Am Donnerstag nun versammelte die Werksleitung die Angestellten in der großen Verpackungshalle und überbrachte die Botschaft von der bevorstehenden Betriebseinstellung zum Dezember. Der Grund: Der einzige Abnehmer von Regalen, Kommoden und Heim-Büro-Systemen hat den Auftrag gekündigt. Bei Maja ist es Politik, nur von „unserem langjährigen Kunden“ zu sprechen. Aber in Wittichenau weiß jedes Kind, dass es sich um Ikea handelt. Im Sortiment hat der Möbelriese die Erzeugnisse aus der Lausitz als Kommode Malm, als Regal Kallax sowie als Schreibtisch-Serie Alex – noch. Das Auftragsvolumen wurde zuletzt von rund sechs Millionen auf aktuell 1,5 Millionen Möbelstücke reduziert

„Ohne diesen Kunden würde es das Werk nicht geben, und die Zusammenarbeit war immer sehr gut“, sagt Geschäftsführer Uwe Gottschlich, selbst ein Mitarbeiter der ersten Stunde. Aber Energiepreise, Inflation, Ukrainekrieg und Heizungs-Debatte hätten dazu geführt, dass die Leute ihr Geld zusammenhalten würden. Die Nachfrage ist einfach gesunken. Schon im Januar hatte es bei Maja massive Stellenstreichungen gegeben, und es hieß, vor dem Hintergrund der gesamtwirtschaftlichen Situation, der Konsumzurückhaltung und dem dadurch bedingten Auftragsrückgang sei dies nötig.

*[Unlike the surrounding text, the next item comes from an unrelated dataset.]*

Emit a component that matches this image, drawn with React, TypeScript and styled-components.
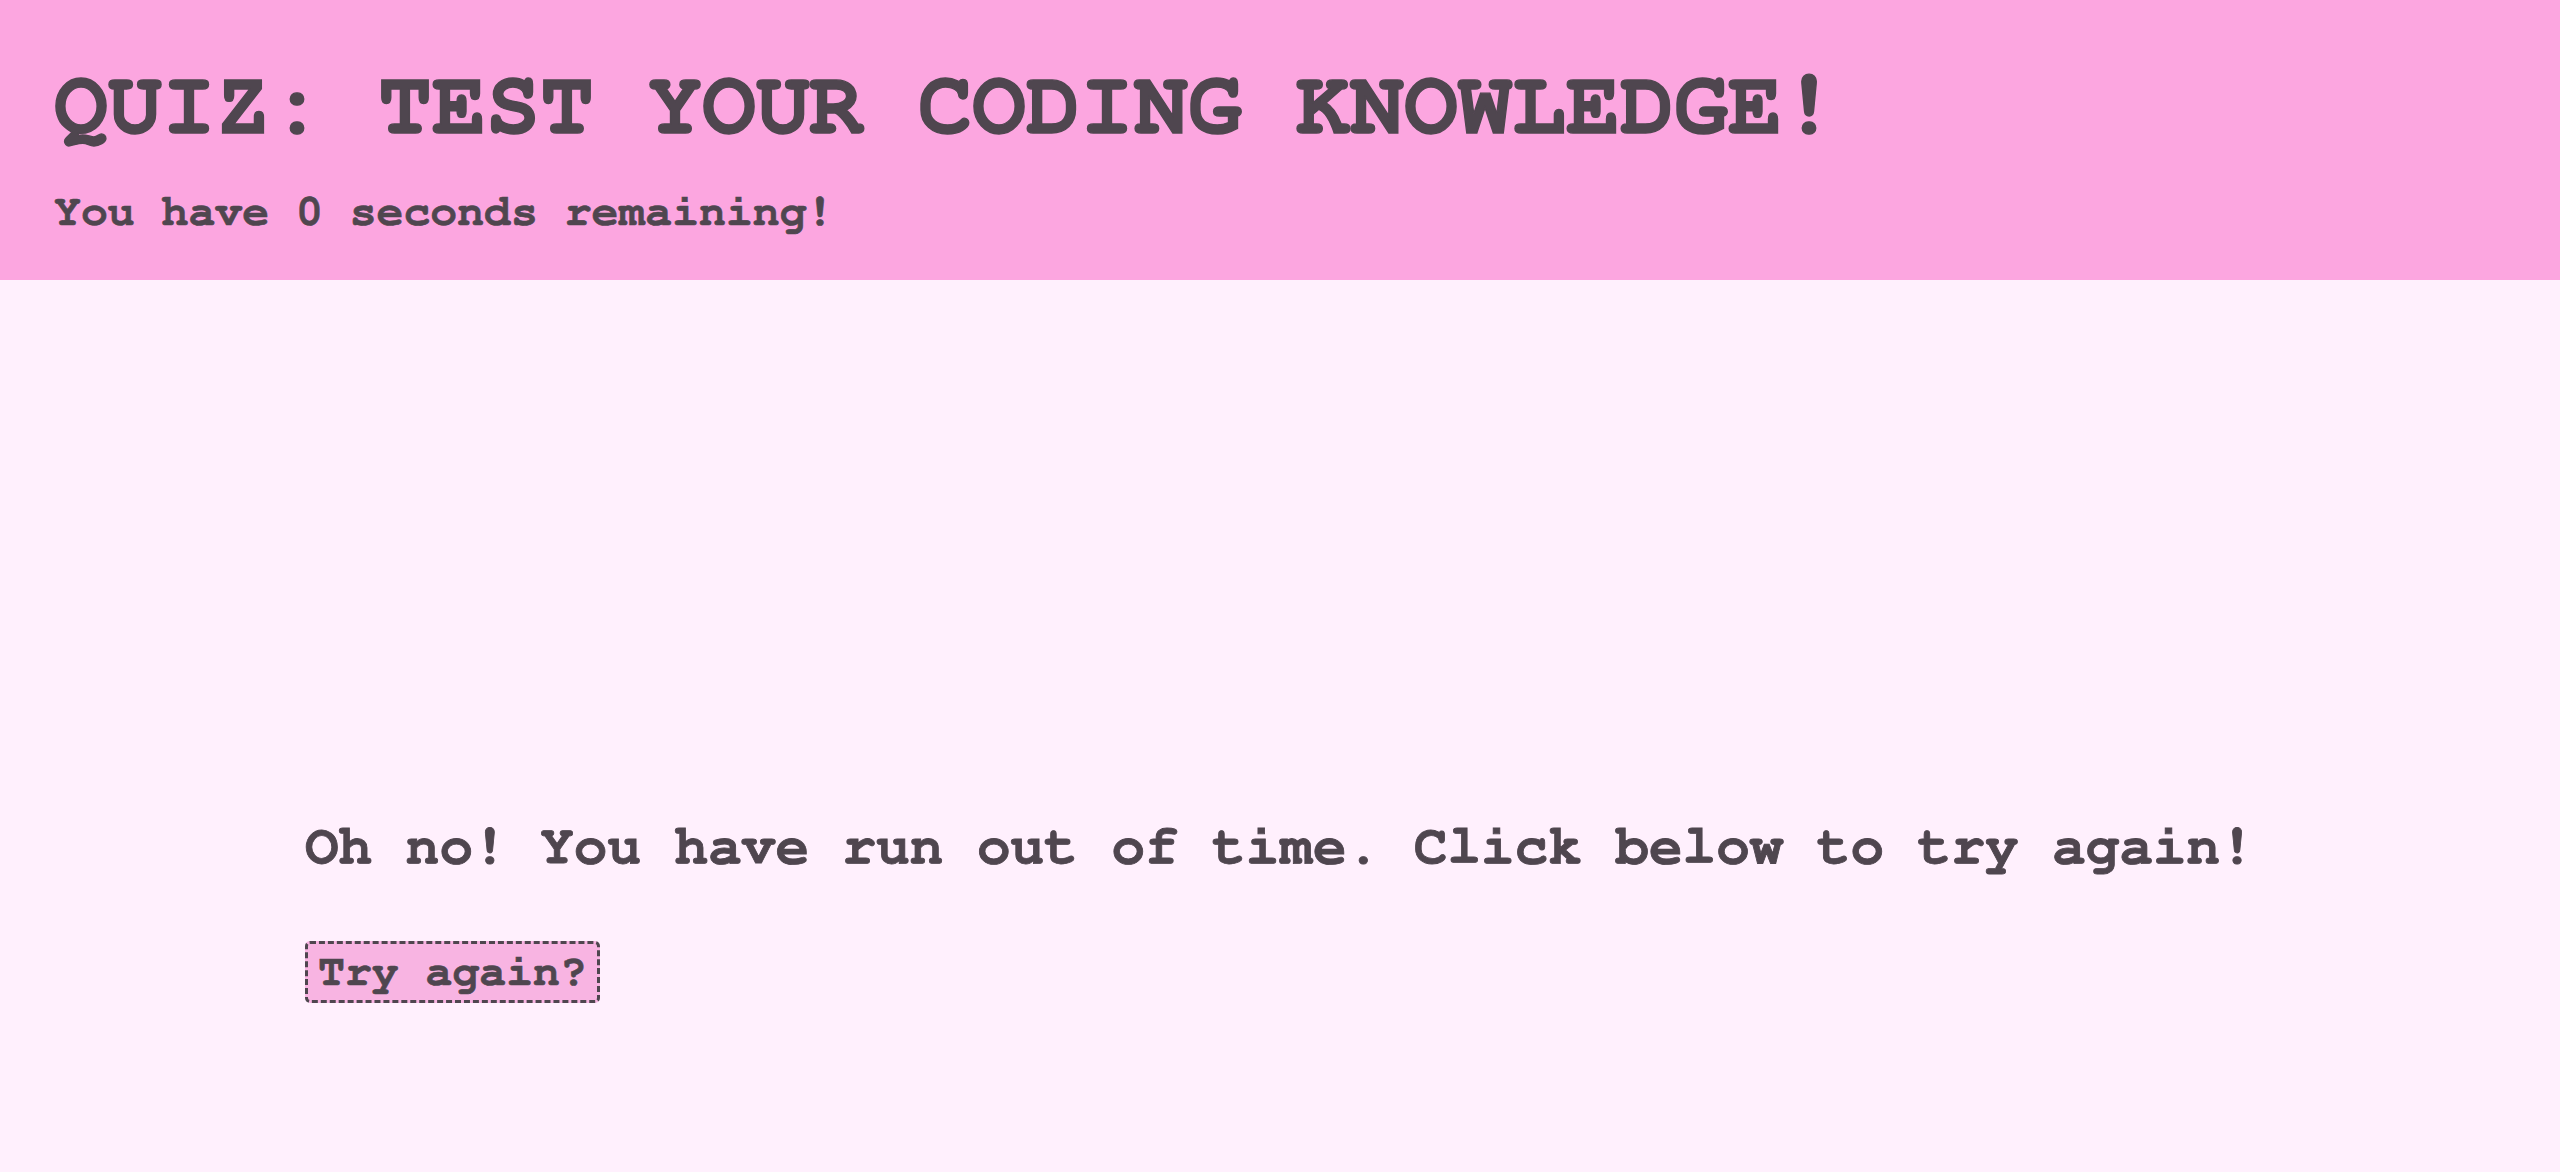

450 Mitarbeiter von Schließung betroffen

Nunmehr besteht das Personal in Brischko noch aus 450 Personen, etwa 200 pendeln täglich aus Polen zum Möbelwerk. Nach der Ankündigung von Entlassungen zu Jahresbeginn war der Landrat des Kreises Bautzen, Udo Witschas (CDU), nach Wittichenau gefahren. Am Donnerstag zeigte er sich schockiert: „Ich hatte meine Hilfe angeboten, die Agentur für Arbeit eingeschaltet und gesagt, wenn es weitere Schwierigkeiten gibt, stehe ich bereit. Seitdem habe ich aber nichts mehr gehört.“

Uwe Gottschlich sagt, die Vertragskündigung sei tatsächlich erst vor wenigen Tagen eingegangen und man habe sich entschieden, so transparent wie möglich die Belegschaft rasch zu informieren. Er berichtete bei einer eilends vor dem Werkstor einberufenen Pressekonferenz auch über Versuche der letzten Monate, zusätzliche Kunden zu finden: „Was wir können, sind große Serien, was wir nicht können, sind kleine Stückzahlen.“ Denn so ist der Maschinenpark angelegt. Von den notwendigen Großabnehmern gebe es weltweit allerdings nur eine Handvoll. Und diese hätten abgewunken. „Das ist leider ohne Erfolg geblieben“, so Gottschlich.

Nun wolle man bis Ende September einen Plan dazu machen, wie der Betrieb möglichst reibungsarm einzustellen ist. „Es geht um Perspektive und Planungssicherheit für die Mitarbeiter“, sagt der Geschäftsführer. Er erzählt, nach seiner Kenntnis hätten die zu Jahresbeginn entlassenen Kolleginnen und Kollegen schnell anderswo Arbeit gefunden. Auch der Landrat ist zumindest diesbezüglich optimistisch: „Es ist gottlob nicht mehr wie vor zwanzig Jahren. Wir haben einen erheblichen Arbeitskräftemangel in allen Richtungen“, sagt Udo Witschas.

Die Geschäftsführung will zügig mit dem Betriebsrat Gespräche über die Details einer „geordneten“ Betriebsschließung beginnen. Für die 27 Auszubildenden im Werk will das Unternehmen Ausbildungsplätze in anderen Betrieben finden.